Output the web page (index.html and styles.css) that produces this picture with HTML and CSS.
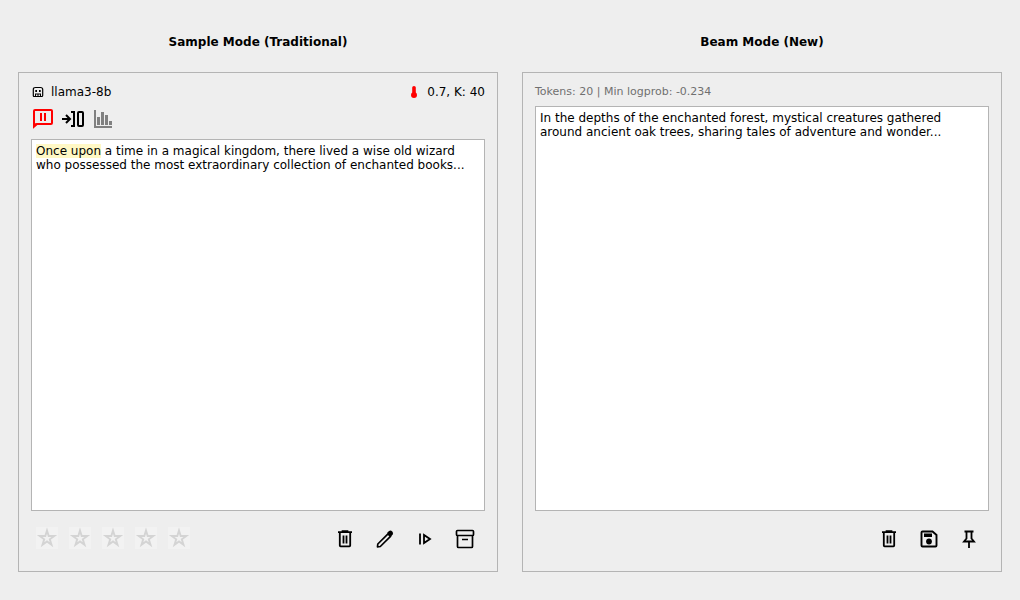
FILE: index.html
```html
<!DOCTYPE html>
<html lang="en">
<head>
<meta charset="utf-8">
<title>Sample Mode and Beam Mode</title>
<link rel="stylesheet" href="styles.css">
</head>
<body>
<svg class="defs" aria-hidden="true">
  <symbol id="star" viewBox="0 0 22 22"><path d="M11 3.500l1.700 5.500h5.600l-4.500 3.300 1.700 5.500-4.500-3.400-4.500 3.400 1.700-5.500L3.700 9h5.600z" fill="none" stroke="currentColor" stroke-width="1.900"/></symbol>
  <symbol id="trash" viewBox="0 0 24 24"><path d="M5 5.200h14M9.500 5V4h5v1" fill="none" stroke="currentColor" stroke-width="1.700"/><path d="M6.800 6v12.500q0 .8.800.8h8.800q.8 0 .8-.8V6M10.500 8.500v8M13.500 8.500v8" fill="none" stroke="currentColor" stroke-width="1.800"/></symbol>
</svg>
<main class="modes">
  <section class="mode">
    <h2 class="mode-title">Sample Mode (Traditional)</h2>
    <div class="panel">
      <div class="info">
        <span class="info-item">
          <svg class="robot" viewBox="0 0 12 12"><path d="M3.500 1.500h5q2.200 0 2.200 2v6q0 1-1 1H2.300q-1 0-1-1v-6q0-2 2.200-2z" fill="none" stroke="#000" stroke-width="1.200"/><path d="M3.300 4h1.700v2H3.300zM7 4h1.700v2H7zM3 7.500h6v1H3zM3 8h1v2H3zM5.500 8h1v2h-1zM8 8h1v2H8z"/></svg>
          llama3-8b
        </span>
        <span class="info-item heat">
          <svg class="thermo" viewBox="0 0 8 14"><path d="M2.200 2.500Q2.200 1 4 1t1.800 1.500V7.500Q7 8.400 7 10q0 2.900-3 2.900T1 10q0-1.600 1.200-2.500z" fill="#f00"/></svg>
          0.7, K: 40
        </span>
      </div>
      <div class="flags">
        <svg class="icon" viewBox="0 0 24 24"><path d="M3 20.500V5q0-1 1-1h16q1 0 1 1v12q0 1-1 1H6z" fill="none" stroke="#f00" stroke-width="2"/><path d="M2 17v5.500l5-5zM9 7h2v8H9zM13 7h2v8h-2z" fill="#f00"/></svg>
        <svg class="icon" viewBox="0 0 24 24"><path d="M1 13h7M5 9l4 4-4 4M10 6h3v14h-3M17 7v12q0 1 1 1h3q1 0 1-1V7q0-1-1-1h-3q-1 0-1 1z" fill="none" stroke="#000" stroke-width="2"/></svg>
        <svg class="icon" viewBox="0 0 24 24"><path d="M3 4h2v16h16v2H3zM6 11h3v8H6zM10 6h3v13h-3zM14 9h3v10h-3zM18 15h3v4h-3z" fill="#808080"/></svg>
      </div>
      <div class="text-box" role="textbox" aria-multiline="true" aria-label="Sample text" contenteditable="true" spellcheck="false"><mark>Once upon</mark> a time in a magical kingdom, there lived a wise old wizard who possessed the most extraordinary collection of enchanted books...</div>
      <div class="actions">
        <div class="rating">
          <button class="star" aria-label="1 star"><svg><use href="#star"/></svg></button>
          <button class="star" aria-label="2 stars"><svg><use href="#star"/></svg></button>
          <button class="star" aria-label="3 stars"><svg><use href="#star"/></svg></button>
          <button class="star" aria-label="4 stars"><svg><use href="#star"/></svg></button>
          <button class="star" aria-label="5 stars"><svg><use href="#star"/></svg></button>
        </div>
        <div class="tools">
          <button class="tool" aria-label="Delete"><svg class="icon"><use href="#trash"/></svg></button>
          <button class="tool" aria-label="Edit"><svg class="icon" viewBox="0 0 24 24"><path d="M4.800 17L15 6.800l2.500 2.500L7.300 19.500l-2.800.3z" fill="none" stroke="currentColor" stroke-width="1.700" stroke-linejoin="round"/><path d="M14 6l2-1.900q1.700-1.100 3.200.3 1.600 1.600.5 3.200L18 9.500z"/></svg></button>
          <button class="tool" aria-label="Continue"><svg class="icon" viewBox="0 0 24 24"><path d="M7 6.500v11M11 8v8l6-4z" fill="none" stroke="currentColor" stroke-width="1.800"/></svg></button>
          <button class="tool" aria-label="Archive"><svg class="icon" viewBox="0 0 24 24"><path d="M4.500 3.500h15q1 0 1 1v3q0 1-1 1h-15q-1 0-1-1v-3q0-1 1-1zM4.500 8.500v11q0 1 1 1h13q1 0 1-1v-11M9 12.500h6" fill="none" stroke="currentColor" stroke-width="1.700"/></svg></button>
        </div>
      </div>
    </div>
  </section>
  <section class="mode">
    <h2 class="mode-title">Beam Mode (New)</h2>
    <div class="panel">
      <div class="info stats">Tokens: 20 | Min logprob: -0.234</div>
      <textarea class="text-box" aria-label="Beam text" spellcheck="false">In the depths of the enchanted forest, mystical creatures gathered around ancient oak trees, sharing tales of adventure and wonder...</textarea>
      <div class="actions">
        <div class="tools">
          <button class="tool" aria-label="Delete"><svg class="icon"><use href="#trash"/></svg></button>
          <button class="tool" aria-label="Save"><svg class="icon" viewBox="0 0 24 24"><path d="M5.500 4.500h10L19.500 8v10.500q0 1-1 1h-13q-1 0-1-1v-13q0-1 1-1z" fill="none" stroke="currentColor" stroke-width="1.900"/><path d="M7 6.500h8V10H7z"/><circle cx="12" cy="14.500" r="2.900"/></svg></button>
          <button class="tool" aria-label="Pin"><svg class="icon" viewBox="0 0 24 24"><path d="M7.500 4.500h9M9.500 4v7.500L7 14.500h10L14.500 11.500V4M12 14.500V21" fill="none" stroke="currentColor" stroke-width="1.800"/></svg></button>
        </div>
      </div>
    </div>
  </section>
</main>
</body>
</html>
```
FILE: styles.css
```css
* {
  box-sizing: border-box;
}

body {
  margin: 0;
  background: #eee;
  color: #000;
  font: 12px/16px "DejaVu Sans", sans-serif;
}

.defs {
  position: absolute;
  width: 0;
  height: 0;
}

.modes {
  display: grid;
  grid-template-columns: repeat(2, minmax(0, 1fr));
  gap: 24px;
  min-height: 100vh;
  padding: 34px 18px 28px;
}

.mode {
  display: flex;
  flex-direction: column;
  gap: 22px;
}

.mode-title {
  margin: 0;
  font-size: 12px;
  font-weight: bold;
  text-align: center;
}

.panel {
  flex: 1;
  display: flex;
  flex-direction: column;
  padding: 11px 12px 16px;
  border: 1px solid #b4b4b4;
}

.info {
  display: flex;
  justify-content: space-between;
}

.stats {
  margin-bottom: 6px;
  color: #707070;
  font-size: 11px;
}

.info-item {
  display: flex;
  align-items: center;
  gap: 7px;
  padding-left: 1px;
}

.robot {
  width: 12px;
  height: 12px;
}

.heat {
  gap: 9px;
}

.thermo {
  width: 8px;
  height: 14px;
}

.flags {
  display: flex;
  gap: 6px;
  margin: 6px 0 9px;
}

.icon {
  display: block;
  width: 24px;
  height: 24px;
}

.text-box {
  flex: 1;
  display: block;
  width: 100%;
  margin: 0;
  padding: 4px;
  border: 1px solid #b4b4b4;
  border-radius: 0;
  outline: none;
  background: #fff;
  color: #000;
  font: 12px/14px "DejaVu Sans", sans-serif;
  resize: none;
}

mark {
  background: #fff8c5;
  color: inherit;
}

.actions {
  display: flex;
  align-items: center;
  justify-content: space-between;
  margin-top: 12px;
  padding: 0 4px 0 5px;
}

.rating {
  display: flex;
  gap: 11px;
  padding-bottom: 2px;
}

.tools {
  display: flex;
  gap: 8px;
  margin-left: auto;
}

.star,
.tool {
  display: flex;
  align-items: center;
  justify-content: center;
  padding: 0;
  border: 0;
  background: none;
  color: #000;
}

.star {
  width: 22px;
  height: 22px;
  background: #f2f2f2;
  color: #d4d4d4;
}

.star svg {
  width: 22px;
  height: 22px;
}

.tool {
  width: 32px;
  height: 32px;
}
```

---+---

*TASK STATEMENT*
Report how many lines of the listing hold the string "styles", giving only the number.

*RESULT FOR THIS TASK*
3